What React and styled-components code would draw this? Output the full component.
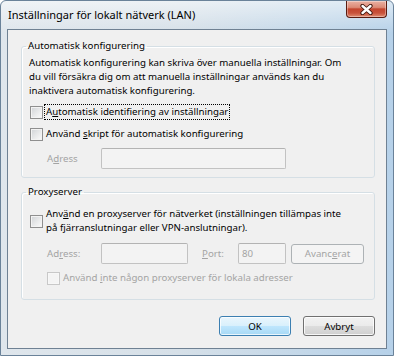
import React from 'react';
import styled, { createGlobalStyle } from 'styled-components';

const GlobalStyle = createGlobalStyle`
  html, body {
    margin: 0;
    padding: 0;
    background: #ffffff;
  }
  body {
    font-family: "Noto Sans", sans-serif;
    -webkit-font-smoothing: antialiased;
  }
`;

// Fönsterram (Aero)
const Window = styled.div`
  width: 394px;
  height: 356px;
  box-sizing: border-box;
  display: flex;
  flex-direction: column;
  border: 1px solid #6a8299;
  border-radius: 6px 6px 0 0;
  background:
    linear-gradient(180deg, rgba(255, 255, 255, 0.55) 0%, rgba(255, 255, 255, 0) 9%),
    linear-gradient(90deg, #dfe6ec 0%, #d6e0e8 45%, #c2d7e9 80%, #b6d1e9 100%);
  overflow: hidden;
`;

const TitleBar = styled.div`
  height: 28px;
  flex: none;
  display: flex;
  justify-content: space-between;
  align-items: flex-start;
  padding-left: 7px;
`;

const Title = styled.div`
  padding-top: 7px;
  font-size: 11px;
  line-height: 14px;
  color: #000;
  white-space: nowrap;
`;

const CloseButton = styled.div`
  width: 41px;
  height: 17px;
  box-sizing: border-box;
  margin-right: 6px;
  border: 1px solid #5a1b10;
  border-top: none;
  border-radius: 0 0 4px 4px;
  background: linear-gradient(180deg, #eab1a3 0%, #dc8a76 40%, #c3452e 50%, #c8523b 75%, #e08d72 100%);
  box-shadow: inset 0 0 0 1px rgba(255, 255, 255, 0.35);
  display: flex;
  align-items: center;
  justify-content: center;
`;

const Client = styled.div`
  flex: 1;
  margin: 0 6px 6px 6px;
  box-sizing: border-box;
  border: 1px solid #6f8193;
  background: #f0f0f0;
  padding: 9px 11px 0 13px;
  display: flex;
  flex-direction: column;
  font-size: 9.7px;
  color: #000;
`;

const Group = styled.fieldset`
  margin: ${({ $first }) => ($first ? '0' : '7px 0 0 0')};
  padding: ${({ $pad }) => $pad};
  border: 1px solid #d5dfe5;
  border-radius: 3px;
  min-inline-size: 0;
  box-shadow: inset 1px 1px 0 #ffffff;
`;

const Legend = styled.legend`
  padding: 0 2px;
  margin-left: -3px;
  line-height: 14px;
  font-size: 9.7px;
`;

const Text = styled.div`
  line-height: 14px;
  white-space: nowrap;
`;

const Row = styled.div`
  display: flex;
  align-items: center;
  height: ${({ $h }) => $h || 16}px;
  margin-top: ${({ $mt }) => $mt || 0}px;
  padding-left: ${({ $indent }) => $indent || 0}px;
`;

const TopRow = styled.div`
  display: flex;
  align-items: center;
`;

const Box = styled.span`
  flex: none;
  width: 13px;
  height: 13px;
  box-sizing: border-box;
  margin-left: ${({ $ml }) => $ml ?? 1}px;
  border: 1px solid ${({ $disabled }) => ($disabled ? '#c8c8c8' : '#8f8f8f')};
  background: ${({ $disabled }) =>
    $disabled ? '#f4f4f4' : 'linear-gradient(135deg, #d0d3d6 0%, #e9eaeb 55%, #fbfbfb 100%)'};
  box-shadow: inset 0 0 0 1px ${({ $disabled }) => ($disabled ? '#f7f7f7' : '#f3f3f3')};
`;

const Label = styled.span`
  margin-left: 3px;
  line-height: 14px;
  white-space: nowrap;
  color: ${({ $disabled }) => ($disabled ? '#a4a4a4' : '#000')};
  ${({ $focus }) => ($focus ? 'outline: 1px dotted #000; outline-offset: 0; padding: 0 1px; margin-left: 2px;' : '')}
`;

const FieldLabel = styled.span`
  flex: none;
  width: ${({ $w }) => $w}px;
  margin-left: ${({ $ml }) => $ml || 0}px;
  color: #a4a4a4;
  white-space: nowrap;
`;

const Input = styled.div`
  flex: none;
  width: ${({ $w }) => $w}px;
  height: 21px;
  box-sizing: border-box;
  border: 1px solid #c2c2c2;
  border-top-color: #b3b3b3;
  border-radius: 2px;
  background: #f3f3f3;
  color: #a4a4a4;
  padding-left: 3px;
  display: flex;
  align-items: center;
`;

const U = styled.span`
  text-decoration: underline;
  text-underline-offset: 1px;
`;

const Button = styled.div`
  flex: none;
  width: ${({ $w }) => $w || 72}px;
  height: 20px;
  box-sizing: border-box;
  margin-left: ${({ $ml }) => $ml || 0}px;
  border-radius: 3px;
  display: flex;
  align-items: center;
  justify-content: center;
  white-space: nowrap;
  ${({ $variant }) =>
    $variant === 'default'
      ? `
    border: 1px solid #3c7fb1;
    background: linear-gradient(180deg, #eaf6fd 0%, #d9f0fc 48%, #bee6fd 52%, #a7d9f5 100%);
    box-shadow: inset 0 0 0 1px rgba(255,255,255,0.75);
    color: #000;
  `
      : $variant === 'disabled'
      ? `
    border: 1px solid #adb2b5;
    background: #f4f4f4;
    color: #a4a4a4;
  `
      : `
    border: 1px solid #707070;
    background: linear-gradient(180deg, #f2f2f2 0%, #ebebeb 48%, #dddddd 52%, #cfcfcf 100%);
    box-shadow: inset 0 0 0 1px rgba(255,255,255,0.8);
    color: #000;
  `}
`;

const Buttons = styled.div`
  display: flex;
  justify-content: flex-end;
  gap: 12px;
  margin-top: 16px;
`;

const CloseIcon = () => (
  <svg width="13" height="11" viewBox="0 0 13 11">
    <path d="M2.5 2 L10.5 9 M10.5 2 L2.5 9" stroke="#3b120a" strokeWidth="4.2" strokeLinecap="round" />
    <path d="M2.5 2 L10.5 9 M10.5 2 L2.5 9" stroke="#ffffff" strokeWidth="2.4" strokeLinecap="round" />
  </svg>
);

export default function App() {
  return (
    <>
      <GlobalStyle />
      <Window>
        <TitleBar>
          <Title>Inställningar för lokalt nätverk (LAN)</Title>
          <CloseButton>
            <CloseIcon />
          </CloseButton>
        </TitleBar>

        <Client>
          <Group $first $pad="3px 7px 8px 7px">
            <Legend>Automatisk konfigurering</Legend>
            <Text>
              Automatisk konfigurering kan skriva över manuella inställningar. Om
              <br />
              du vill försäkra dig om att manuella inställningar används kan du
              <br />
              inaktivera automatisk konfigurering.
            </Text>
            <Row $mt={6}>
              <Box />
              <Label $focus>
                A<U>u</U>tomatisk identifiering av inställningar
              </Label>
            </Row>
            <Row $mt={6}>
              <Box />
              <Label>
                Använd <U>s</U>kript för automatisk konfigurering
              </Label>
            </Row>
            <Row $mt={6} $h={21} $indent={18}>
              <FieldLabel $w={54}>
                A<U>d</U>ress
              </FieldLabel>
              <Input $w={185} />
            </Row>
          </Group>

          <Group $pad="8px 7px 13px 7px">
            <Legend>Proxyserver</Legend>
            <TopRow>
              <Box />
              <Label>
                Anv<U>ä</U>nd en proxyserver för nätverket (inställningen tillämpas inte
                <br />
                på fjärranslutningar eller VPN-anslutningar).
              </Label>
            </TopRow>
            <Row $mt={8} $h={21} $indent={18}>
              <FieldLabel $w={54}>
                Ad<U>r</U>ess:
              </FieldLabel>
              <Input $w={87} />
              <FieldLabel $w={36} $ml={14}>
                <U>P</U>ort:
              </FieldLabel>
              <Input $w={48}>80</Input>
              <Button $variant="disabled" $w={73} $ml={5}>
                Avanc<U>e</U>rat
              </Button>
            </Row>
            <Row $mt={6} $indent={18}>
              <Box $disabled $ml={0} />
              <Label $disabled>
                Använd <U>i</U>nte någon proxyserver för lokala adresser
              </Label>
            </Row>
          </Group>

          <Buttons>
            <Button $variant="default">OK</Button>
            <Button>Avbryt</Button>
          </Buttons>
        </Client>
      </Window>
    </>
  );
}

········

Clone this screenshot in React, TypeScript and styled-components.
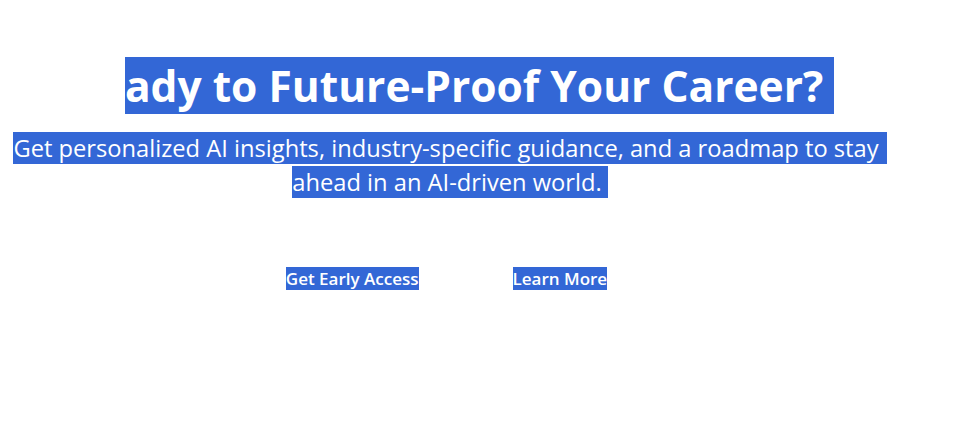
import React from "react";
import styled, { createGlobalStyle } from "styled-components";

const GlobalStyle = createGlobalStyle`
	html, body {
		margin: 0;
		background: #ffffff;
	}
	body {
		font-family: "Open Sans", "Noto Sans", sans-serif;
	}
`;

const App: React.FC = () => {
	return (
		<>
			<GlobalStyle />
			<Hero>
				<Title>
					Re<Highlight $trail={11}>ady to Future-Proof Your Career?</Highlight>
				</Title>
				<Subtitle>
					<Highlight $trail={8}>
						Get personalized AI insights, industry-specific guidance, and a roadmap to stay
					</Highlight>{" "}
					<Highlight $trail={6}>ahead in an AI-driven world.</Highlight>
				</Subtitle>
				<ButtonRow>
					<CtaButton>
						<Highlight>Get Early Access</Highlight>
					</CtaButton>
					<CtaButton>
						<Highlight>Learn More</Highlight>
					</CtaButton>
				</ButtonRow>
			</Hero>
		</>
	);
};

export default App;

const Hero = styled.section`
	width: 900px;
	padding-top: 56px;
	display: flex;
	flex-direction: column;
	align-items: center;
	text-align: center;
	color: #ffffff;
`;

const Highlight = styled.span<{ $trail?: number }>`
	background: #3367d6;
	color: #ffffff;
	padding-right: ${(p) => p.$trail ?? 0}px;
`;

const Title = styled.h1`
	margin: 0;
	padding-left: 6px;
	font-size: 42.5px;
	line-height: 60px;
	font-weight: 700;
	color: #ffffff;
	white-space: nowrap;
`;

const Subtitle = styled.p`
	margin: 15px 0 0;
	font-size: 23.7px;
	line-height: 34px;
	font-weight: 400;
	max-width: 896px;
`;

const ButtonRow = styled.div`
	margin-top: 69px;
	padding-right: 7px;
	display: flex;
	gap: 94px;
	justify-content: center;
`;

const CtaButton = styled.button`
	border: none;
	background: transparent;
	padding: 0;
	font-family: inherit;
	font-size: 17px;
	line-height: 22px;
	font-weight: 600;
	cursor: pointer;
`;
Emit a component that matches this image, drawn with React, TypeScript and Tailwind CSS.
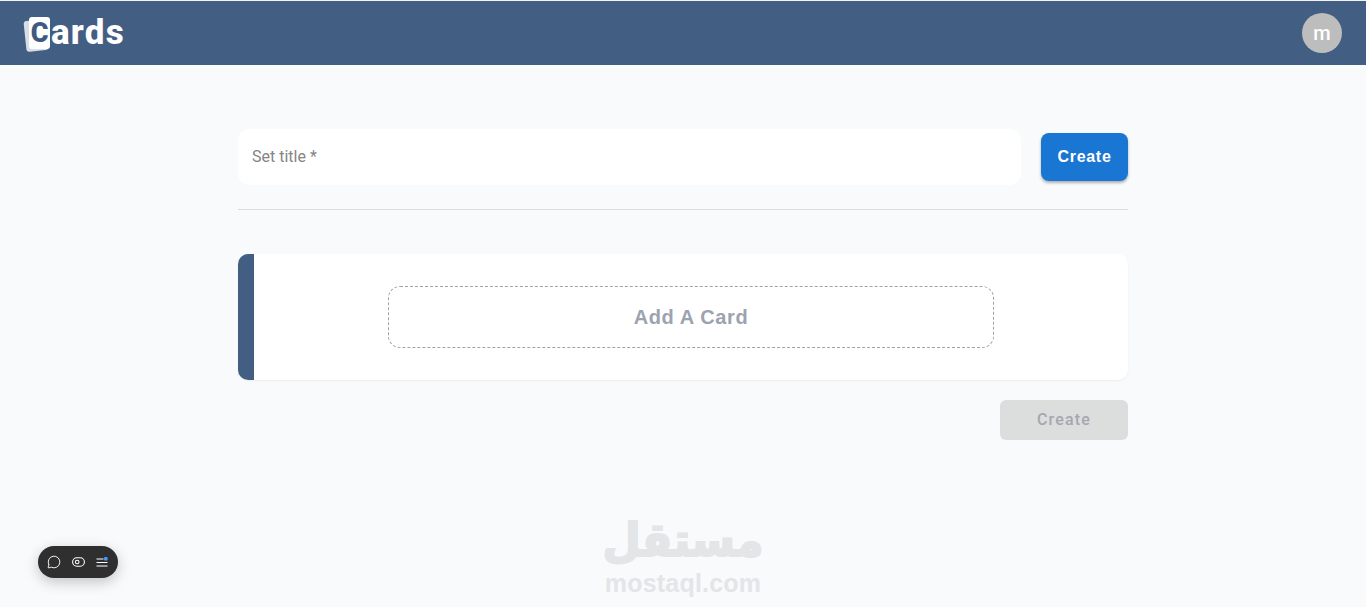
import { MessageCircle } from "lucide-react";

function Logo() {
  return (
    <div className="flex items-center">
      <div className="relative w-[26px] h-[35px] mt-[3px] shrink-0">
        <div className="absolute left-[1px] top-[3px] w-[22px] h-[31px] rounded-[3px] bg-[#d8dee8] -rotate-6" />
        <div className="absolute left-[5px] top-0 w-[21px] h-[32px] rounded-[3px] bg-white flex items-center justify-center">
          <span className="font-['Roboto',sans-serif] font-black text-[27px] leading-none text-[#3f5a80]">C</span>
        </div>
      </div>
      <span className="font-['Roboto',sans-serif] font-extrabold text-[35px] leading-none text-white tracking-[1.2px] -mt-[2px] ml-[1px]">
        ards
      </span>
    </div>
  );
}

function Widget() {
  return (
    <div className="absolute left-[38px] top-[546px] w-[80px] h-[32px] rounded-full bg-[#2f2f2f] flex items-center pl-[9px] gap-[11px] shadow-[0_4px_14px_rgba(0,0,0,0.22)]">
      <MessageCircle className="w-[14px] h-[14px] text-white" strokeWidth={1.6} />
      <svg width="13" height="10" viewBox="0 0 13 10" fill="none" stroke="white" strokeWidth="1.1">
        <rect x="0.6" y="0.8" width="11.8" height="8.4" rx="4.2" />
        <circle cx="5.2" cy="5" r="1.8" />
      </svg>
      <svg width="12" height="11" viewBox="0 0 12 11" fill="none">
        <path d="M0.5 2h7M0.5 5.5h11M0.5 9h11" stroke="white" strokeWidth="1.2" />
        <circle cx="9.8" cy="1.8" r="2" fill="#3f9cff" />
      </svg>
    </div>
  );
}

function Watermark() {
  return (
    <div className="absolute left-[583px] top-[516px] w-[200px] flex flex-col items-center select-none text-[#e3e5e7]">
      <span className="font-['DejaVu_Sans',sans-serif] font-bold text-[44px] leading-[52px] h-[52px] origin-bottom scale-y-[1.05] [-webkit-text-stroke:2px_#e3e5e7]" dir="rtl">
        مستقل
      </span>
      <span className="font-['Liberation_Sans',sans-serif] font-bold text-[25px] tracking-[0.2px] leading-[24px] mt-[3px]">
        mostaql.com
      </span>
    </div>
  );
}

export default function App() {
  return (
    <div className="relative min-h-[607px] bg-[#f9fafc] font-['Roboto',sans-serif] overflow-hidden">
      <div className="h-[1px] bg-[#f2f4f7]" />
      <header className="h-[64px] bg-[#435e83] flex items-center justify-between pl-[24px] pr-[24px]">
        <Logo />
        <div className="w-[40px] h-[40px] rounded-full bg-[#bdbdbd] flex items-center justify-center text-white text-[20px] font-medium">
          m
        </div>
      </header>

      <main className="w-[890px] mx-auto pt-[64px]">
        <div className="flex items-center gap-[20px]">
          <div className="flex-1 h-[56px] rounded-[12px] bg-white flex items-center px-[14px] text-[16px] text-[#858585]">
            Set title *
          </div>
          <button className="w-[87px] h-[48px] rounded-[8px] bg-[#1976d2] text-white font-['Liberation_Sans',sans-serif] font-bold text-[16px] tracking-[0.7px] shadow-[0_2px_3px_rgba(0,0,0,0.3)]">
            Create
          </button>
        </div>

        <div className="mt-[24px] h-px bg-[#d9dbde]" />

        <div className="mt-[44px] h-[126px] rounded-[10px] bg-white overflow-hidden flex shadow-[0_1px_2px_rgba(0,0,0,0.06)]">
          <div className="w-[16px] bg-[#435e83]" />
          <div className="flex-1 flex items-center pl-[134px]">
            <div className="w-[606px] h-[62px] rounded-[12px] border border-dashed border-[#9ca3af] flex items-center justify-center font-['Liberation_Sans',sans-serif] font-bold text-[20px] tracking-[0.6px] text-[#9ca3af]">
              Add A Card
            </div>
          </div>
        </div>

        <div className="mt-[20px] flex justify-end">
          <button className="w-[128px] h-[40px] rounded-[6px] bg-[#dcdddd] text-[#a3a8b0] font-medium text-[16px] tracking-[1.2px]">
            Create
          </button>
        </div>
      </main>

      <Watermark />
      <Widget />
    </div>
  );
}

········

* _Problem_
Show all lines in the entries above where the word "components" appears.

* _Exercise response_
What React and styled-components code would draw this? Output the full component.
import styled, { createGlobalStyle } from 'styled-components';
Clone this screenshot in React, TypeScript and styled-components.
import styled, { createGlobalStyle } from "styled-components";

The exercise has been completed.